As a rough estimate off the static huffman tables, each symbol gives you about an 80% chance of outputting a byte, 18% chance of crashing, 1% chance of repeating some bytes, and 1% chance of ending decompression. As it gets longer the odds tilt a few percent more toward repeating instead of crashing. But on average it's going to use quite few of the 128 bytes of input, outputting them in a slightly shuffled way plus some repetitions.
Even that won't find the maximal amount of decoding that is possible; for that you have to slide through the input bit by bit and try decoding at every bit position.
However, it seems fair because you wouldn't disassemble that way. If you disassemble some bytes successfully, you skip past those and keep going.
For example, there’s a very high chance a single random instruction would page fault.
If you want to generate random instructions and have them execute, you have to write a tiny debugger, intercept the page faults, fix up the program’s virtual memory map, then re-run the instruction to make it work.
This means that even though high entropy data has a good chance of producing valid instructions, it doesn’t have a high chance of producing valid instruction sequences.
Code that actually does something will have much much lower entropy.
That is interesting…even though random data is syntactically valid as instructions, it’s almost certainly invalid semantically.

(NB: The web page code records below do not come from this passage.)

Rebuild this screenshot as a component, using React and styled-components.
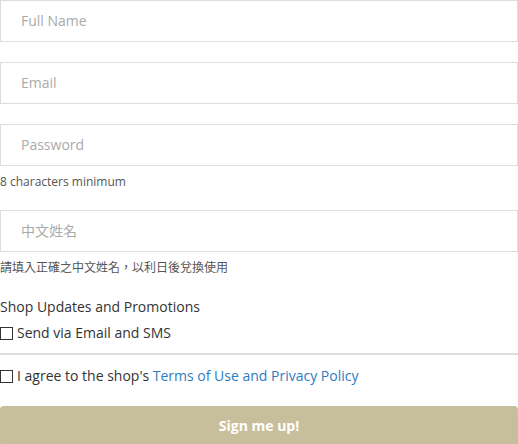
import React from "react";
import styled, { createGlobalStyle } from "styled-components";

const GlobalStyle = createGlobalStyle`
  html, body {
    margin: 0;
    padding: 0;
    background: #ffffff;
  }
  body {
    font-family: "Open Sans", "Noto Sans CJK TC", sans-serif;
    color: #333333;
  }
`;

const Form = styled.form`
  width: 518px;
  display: flex;
  flex-direction: column;
`;

const Field = styled.div`
  display: flex;
  flex-direction: column;
  margin-bottom: 20px;
`;

const Input = styled.input`
  box-sizing: border-box;
  width: 100%;
  height: 42px;
  margin: 0;
  padding: 0 20px 1px;
  border: 1px solid #dddddd;
  border-radius: 0;
  background: #ffffff;
  font-family: "Open Sans", "Noto Sans CJK TC", sans-serif;
  font-size: 14px;
  color: #333333;
  outline: none;

  &::placeholder {
    color: #aaaaaa;
  }
`;

const Hint = styled.div`
  margin-top: 8px;
  font-size: 12px;
  line-height: 16px;
  color: #555555;
  font-family: "Open Sans", "Noto Sans CJK TC", sans-serif;
`;

const SectionTitle = styled.div`
  font-size: 14px;
  line-height: 20px;
  color: #333333;
  margin-top: 1px;
`;

const CheckRow = styled.label`
  display: flex;
  align-items: center;
  gap: 4px;
  font-size: 14px;
  line-height: 20px;
  color: #333333;
  margin-top: ${(p) => p.$top || "0"};
`;

const Box = styled.input`
  appearance: none;
  box-sizing: border-box;
  width: 13px;
  height: 13px;
  margin: 0;
  border: 1px solid #333333;
  background: #ffffff;
  flex: none;
`;

const Divider = styled.hr`
  border: none;
  border-top: 2px solid #dddddd;
  margin: 10px 0 11px;
`;

const Link = styled.a`
  color: #2f7bbf;
  text-decoration: none;
`;

const SubmitButton = styled.button`
  margin-top: 20px;
  height: 40px;
  width: 100%;
  padding: 0 0 1px;
  border: none;
  border-radius: 4px;
  background: #c7bf9b;
  color: #ffffff;
  font-family: "Open Sans", sans-serif;
  font-weight: 700;
  font-size: 14px;
  cursor: pointer;
`;

const App = () => {
  return (
    <>
      <GlobalStyle />
      <Form onSubmit={(e) => e.preventDefault()}>
        <Field>
          <Input type="text" placeholder="Full Name" />
        </Field>
        <Field>
          <Input type="email" placeholder="Email" />
        </Field>
        <Field>
          <Input type="password" placeholder="Password" />
          <Hint>8 characters minimum</Hint>
        </Field>
        <Field>
          <Input type="text" placeholder="中文姓名" />
          <Hint>請填入正確之中文姓名，以利日後兌換使用</Hint>
        </Field>
        <SectionTitle>Shop Updates and Promotions</SectionTitle>
        <CheckRow $top="6px">
          <Box type="checkbox" />
          <span>Send via Email and SMS</span>
        </CheckRow>
        <Divider />
        <CheckRow>
          <Box type="checkbox" />
          <span>
            I agree to the shop's <Link href="#">Terms of Use and Privacy Policy</Link>
          </span>
        </CheckRow>
        <SubmitButton type="submit">Sign me up!</SubmitButton>
      </Form>
    </>
  );
};

export default App;
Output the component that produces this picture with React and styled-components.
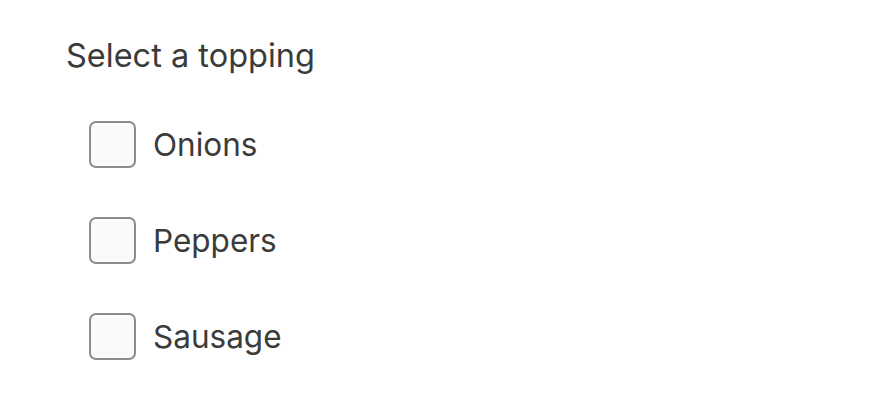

(By help I mean just help, not write an entire sloppy article.)
The main one is to set reader expectations that any errors are entirely my own, and that I spent time reviewing the details of the work. The disclosure seemed to me a concise way to do that -- my intention was not any form of anti-AI virtue signaling.
The other reason is that I may use AI for some of my future work, and as a reader, I would prefer a disclosure about that. So I figured if I'm going to disclose using it, I might as well disclose not using it.
I linked to other thoughts on AI just in case others are interested in what I have to say. I don't stand to gain anything from what I write, and I don't even have analytics to tell me more people are viewing it.
All in all, I was just trying to be transparent, and share my work.
:)
I like it!
But, here it does serve a purpose beyond hinting at the author's ideological stance.
Nowadays, a lot of readers will wonder how much of your work is AI assisted. Their eyes will be drawn to the AI Use Disclosure, which will answer their question.